If any component of the hardware or software is underperforming, or if we encounter unforeseen circumstances, how can we make sure that the car will continue to drive, or at worst pull over without causing any dangers while it awaits repair?
There is also the need to gain approval from the regulators and the public’s trust. This is a problem every AV software company is facing. How many miles do we need to drive until we can prove that it’s safe? What test cases and scenarios do we need to use to prove our tech is safer than human drivers?
“The most rewarding part of the job is being able to see your code have an effect on the car's performance, and to know that every improvement you make is bringing us closer to reducing casualties from traffic accidents, as well as to greener and more human-friendly cities.”
What do you think will be the benefits of autonomous vehicles in the future?

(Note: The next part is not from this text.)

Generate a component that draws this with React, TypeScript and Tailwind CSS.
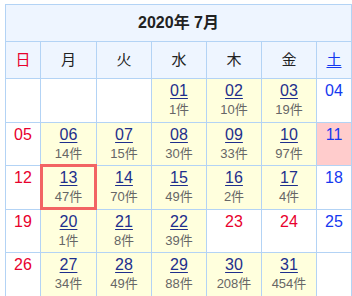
type Day = {
  d: string;
  count?: number;
  kind?: 'sun' | 'sat' | 'holiday';
  pink?: boolean;
  selected?: boolean;
};

const weeks: (Day | null)[][] = [
  [null, null, null, { d: '01', count: 1 }, { d: '02', count: 10 }, { d: '03', count: 19 }, { d: '04', kind: 'sat' }],
  [
    { d: '05', kind: 'sun' },
    { d: '06', count: 14 },
    { d: '07', count: 15 },
    { d: '08', count: 30 },
    { d: '09', count: 33 },
    { d: '10', count: 97 },
    { d: '11', kind: 'sat', pink: true },
  ],
  [
    { d: '12', kind: 'sun' },
    { d: '13', count: 47, selected: true },
    { d: '14', count: 70 },
    { d: '15', count: 49 },
    { d: '16', count: 2 },
    { d: '17', count: 4 },
    { d: '18', kind: 'sat' },
  ],
  [
    { d: '19', kind: 'sun' },
    { d: '20', count: 1 },
    { d: '21', count: 8 },
    { d: '22', count: 39 },
    { d: '23', kind: 'holiday' },
    { d: '24', kind: 'holiday' },
    { d: '25', kind: 'sat' },
  ],
  [
    { d: '26', kind: 'sun' },
    { d: '27', count: 34 },
    { d: '28', count: 49 },
    { d: '29', count: 88 },
    { d: '30', count: 208 },
    { d: '31', count: 454 },
    null,
  ],
];

const weekdays = ['日', '月', '火', '水', '木', '金', '土'];
const colWidths = ['w-[35px]', 'w-[56px]', 'w-[55px]', 'w-[55px]', 'w-[55px]', 'w-[55px]', 'w-[35px]'];

function DayCell({ day }: { day: Day | null }) {
  if (!day) {
    return <td className="border border-[#b3d3f5] bg-white" />;
  }

  const bg = day.pink ? 'bg-[#ffcccc]' : day.count !== undefined ? 'bg-[#ffffdd]' : 'bg-white';
  const color =
    day.kind === 'sat' ? 'text-[#1538f0]' : day.kind ? 'text-[#e8002d]' : 'text-[#1e2f8c] underline underline-offset-2';

  return (
    <td className={`relative border border-[#b3d3f5] ${bg} align-top text-center pt-[3px]`}>
      {day.selected && (
        <div className="absolute -left-[1px] -top-[2px] -right-[1px] -bottom-[1px] border-[3px] border-[#f26464]" />
      )}
      <div className={`text-[16px] leading-[18px] ${color}`}>{day.d}</div>
      {day.count !== undefined && (
        <div className="mt-[2px] text-[13px] leading-[15px] text-[#666666]">{day.count}件</div>
      )}
    </td>
  );
}

export default function App() {
  return (
    <div className="min-h-[296px] bg-white pl-[5px] pt-[4px] font-['Liberation_Sans','Noto_Sans_CJK_JP',sans-serif] text-[#222]">
      <table className="w-[346px] table-fixed border-collapse border border-[#b3d3f5]">
        <colgroup>
          {colWidths.map((w, i) => (
            <col key={i} className={w} />
          ))}
        </colgroup>
        <thead>
          <tr className="h-[37px]">
            <th colSpan={7} className="border border-[#b3d3f5] bg-[#eef5ff] text-[16px] font-bold text-[#222]">
              2020年 7月
            </th>
          </tr>
          <tr className="h-[37px]">
            {weekdays.map((w, i) => (
              <th
                key={w}
                className={`border border-[#b3d3f5] bg-[#eef5ff] text-[15px] font-normal ${
                  i === 0 ? 'text-[#e8002d]' : i === 6 ? 'text-[#1538f0] underline underline-offset-2' : 'text-[#222]'
                }`}
              >
                {w}
              </th>
            ))}
          </tr>
        </thead>
        <tbody>
          {weeks.map((week, wi) => (
            <tr key={wi} className="h-[43.5px]">
              {week.map((day, di) => (
                <DayCell key={di} day={day} />
              ))}
            </tr>
          ))}
        </tbody>
      </table>
    </div>
  );
}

The greatest benefits will come when a high proportion of the vehicle fleet is self-driving. When 90% of our cars are autonomous, we will see how creative we can be. If you don’t need to own a car then more space becomes available (for example car parks and number of lanes) and we end up with greener spaces – there won’t be a need for multi-storey car parks or wide driving lanes in cities.
How do you see your current role developing at Oxbotica?
In the future, I’d like to take ownership of larger software development projects which take a few months to complete. I’m also keen to become more involved with researching new algorithms to find better solutions in order to produce the most robust and efficient autonomous vehicles.